Paper No. 12
Presentation Time: 8:00 AM-12:00 PM
PALEOPROTEROZOIC TECTONICS OF THE EASTERN MOJAVE DESERT REGION: INVESTIGATION OF CRYSTALLINE BASEMENT COMPLEXES IN THE IVANPAH AND CLARK MOUNTAINS, CALIFORNIA
The Ivanpah and Clark Mountains of the eastern Mojave Desert region of California preserve Paleoproterozoic tectonothermal evidence of the ca. 1.8-1.7 Ga amalgamation of the Mojave crustal province onto the margin of Laurentia. The Ivanpah Mountains contain a sequence of lithologically heterogeneous megacrystic granite intercalated with juvenile supracrustal rocks metamorphosed to metapelitic gneisses and migmatites and local, foliated (S1) amphibolite pods. The Clark Mountains contain similar units, with an abundance of megacrystic granite near the top of the sequence, and the entire basement complex is nonconformably overlain by dolomite of a Cambrian passive margin sequence. Consistent with other portions of the Mojave province, this basement complex was pervasively deformed under upper amphibolite-facies conditions: the migmatite contains cm-scale garnet and microscopic sillimanite, and thermobarometry from the nearby McCullough Mountains establish minimum metamorphic conditions of 700 °C and 4 kbar. In both the Ivanpah and Clark Mountains, a single deformation fabric (D1) is characterized by N-S striking, shallowly west-dipping to subhorizontal foliation (S1) axial planar to east-vergent sheath folds (F1) of migmatitic leucosomes. Stretching mineral lineations (L1) on S1 surfaces in all lithologies throughout the entire area plunge an average of 30º toward the west, and combined with asymmetric feldspar porphyroclasts indicate a top to the east sense of shear.

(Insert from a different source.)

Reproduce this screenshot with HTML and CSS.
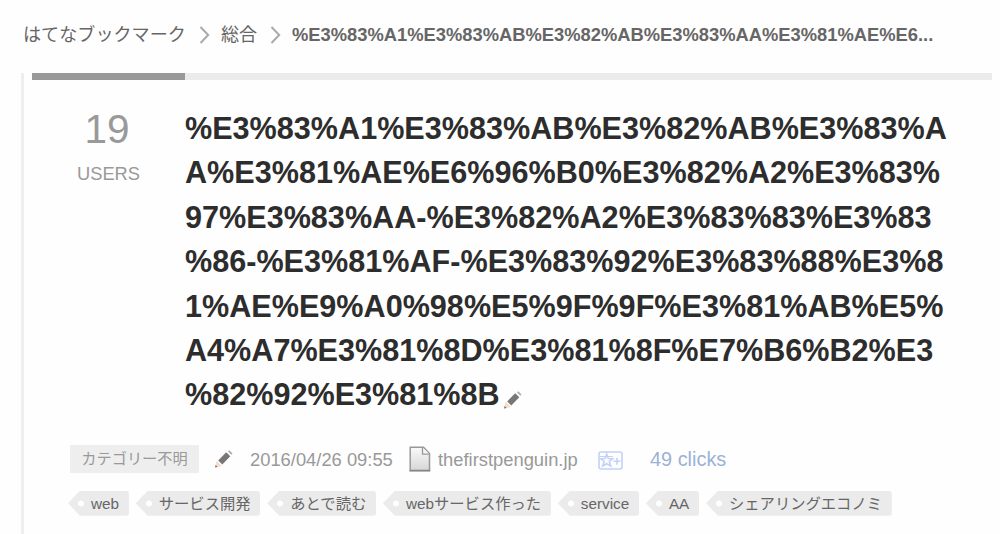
FILE: index.html
```html
<!DOCTYPE html>
<html lang="ja">
<head>
  <meta charset="UTF-8">
  <title>はてなブックマーク</title>
  <link rel="stylesheet" href="styles.css">
</head>
<body>
  <nav class="breadcrumb">
    <span class="crumb">はてなブックマーク</span>
    <svg class="arrow" width="12" height="20" viewBox="0 0 12 20"><path d="M1.5 2 L9.2 10 L1.5 18"/></svg>
    <span class="crumb crumb-category">総合</span>
    <svg class="arrow" width="12" height="20" viewBox="0 0 12 20"><path d="M1.5 2 L9.2 10 L1.5 18"/></svg>
    <strong class="crumb-current">%E3%83%A1%E3%83%AB%E3%82%AB%E3%83%AA%E3%81%AE%E6...</strong>
  </nav>

  <main class="entry">
    <div class="entry-body">
      <div class="bar"><div class="bar-active"></div></div>
      <div class="entry-head">
        <div class="users">
          <span class="users-count">19</span>
          <span class="users-label">USERS</span>
        </div>
        <h1 class="title">%E3%83%A1%E3%83%AB%E3%82%AB%E3%83%A<br>A%E3%81%AE%E6%96%B0%E3%82%A2%E3%83%<br>97%E3%83%AA-%E3%82%A2%E3%83%83%E3%83<br>%86-%E3%81%AF-%E3%83%92%E3%83%88%E3%8<br>1%AE%E9%A0%98%E5%9F%9F%E3%81%AB%E5%<br>A4%A7%E3%81%8D%E3%81%8F%E7%B6%B2%E3<br>%82%92%E3%81%8B<svg class="pencil title-pencil" width="20" height="20" viewBox="0 0 20 20"><path class="wood" d="M1 18.5 L2.6 11.8 L8 17 Z"/><path class="lead" d="M1 18.5 L1.6 16 L3.6 17.9 Z"/><path class="shaft" d="M4.2 11.4 L12.2 3.3 L16.3 7.2 L8.3 15.4 Z"/><path class="cap" d="M14 2.5 L15.3 1.3 L18.5 4.4 L17.3 5.7 Z"/></svg></h1>
      </div>

      <div class="meta">
        <span class="category">カテゴリー不明</span>
        <svg class="pencil" width="20" height="20" viewBox="0 0 20 20"><path class="wood" d="M1 18.5 L2.6 11.8 L8 17 Z"/><path class="lead" d="M1 18.5 L1.6 16 L3.6 17.9 Z"/><path class="shaft" d="M4.2 11.4 L12.2 3.3 L16.3 7.2 L8.3 15.4 Z"/><path class="cap" d="M14 2.5 L15.3 1.3 L18.5 4.4 L17.3 5.7 Z"/></svg>
        <span class="date">2016/04/26 09:55</span>
        <svg class="page-icon" width="22" height="26" viewBox="0 0 22 26">
          <defs>
            <linearGradient id="paper" x1="0" y1="0" x2="0" y2="1">
              <stop offset="0" stop-color="#fafafa"/>
              <stop offset="1" stop-color="#d6d6d6"/>
            </linearGradient>
          </defs>
          <path d="M1.2 1.2 H14.5 L20.5 7.5 V24.5 H1.2 Z" fill="url(#paper)" stroke="#999" stroke-width="1.5"/>
          <path d="M13.5 1.2 V8.2 H20.5" fill="#f4f4f4" stroke="#999" stroke-width="1.3"/>
          <path d="M.5 24.7 H21.2" stroke="#858585" stroke-width="1.5"/>
        </svg>
        <span class="domain">thefirstpenguin.jp</span>
        <svg class="star-icon" width="25" height="19" viewBox="0 0 25 19">
          <rect x="1" y="1" width="23" height="17" rx="2"/>
          <path d="M8.7 3.5 L10.3 7.5 L14.6 7.8 L11.3 10.5 L12.7 15 L8.7 12.7 L4.7 15 L6.1 10.5 L2.8 7.8 L7.1 7.5 Z"/>
          <path d="M15.5 10.3 H22.5 M19 6.8 V13.8"/>
          <path class="faint" d="M2 5.5 H7 M10 5.5 H15 M8.7 1 V4"/>
        </svg>
        <span class="clicks">49 clicks</span>
      </div>

      <ul class="tags">
        <li>web</li>
        <li>サービス開発</li>
        <li>あとで読む</li>
        <li>webサービス作った</li>
        <li>service</li>
        <li>AA</li>
        <li>シェアリングエコノミ</li>
      </ul>
    </div>
  </main>
</body>
</html>
```

FILE: styles.css
```css
body {
  margin: 0;
  height: 534px;
  overflow: hidden;
  background: #fefefe;
  color: #666;
  font-family: "Liberation Sans", "Noto Sans CJK JP", sans-serif;
  display: flex;
  flex-direction: column;
}
.breadcrumb {
  height: 73px;
  padding: 0 0 4px 23px;
  box-sizing: border-box;
  display: flex;
  align-items: center;
  flex-shrink: 0;
  font-size: 18.1px;
  line-height: 26px;
  white-space: nowrap;
}
.crumb {
  width: 163px;
}
.crumb-category {
  width: 36px;
}
.arrow {
  margin: 0 10px 0 13px;
  fill: none;
  stroke: #aaa;
  stroke-width: 2;
}
.crumb-current {
  font-size: 18.35px;
}
.entry {
  flex: 1;
  margin-left: 21px;
  border-left: 3px solid #eee;
  padding-left: 8px;
}
.entry-body {
  width: 960px;
}
.bar {
  height: 7px;
  background: #ebebeb;
}
.bar-active {
  width: 153px;
  height: 7px;
  background: #999;
}
.entry-head {
  display: flex;
  padding-top: 26px;
}
.users {
  width: 153px;
  display: flex;
  flex-direction: column;
  align-items: center;
  color: #999;
}
.users-count {
  margin-right: 3px;
  font-size: 40.5px;
  line-height: 46px;
}
.users-label {
  margin-top: 10px;
  font-size: 18.3px;
  line-height: 24px;
}
.title {
  margin: 0;
  color: #2d2d2d;
  font-size: 30.6px;
  line-height: 44.4px;
  white-space: nowrap;
}
.pencil .wood {
  fill: #f7dccb;
}
.pencil .lead,
.pencil .shaft {
  fill: #777;
}
.pencil .cap {
  fill: #aaa;
}
.title-pencil {
  margin-left: 3px;
  vertical-align: -5px;
}
.meta {
  display: flex;
  align-items: center;
  height: 28px;
  margin: 28px 0 0 38px;
  color: #999;
  font-size: 18.35px;
  white-space: nowrap;
}
.category {
  width: 129px;
  height: 28px;
  margin-right: 15px;
  background: #eee;
  font-size: 15.2px;
  line-height: 28px;
  text-align: center;
}
.date {
  width: 143px;
  margin: 3px 16px 0 16px;
}
.domain {
  width: 140px;
  margin: 3px 20px 0 7px;
}
.star-icon {
  fill: none;
  stroke: #c3d1f7;
  stroke-width: 1.6;
  margin-top: 3px;
}
.star-icon .faint {
  stroke-width: 1;
}
.clicks {
  margin: 2px 0 0 27px;
  color: #9ab2d6;
  font-size: 19.9px;
}
.tags {
  display: flex;
  gap: 6.9px;
  margin: 18px 0 0 36px;
  padding: 0;
  list-style: none;
  font-size: 15.3px;
  line-height: 25px;
  white-space: nowrap;
}
.tags li {
  height: 25px;
  padding: 0 9.8px 0 23px;
  border-radius: 3px;
  background: radial-gradient(circle at 13px 12.5px, #fefefe 2.7px, #ebebeb 3.3px);
  clip-path: polygon(0 50%, 12px 0, 100% 0, 100% 100%, 12px 100%);
}
```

Wooden and Miller (1990) reported U-Pb zircon ages of 1.76-1.74 Ga from plutonic units of the Ivanpahs that are interpreted to represent initial crystallization of the megacrystic granite; Barley et al. (2004) presented similar total-Pb monazite ages from granitic plutons in the Nopah Range to the north in addition to 1.74 Ga metamorphic ages from the crystalline complex. The deformation and metamorphism reported here likely corresponds to widespread Yavapai orogenesis recorded in central Mojavia, which involved transpression-related crustal thickening. These observations add to a growing body of evidence that a geon 17 Yavapai signature is recorded well inboard of the Laurentide margin and crustal growth can be regarded as a continuum of convergence between individual terranes.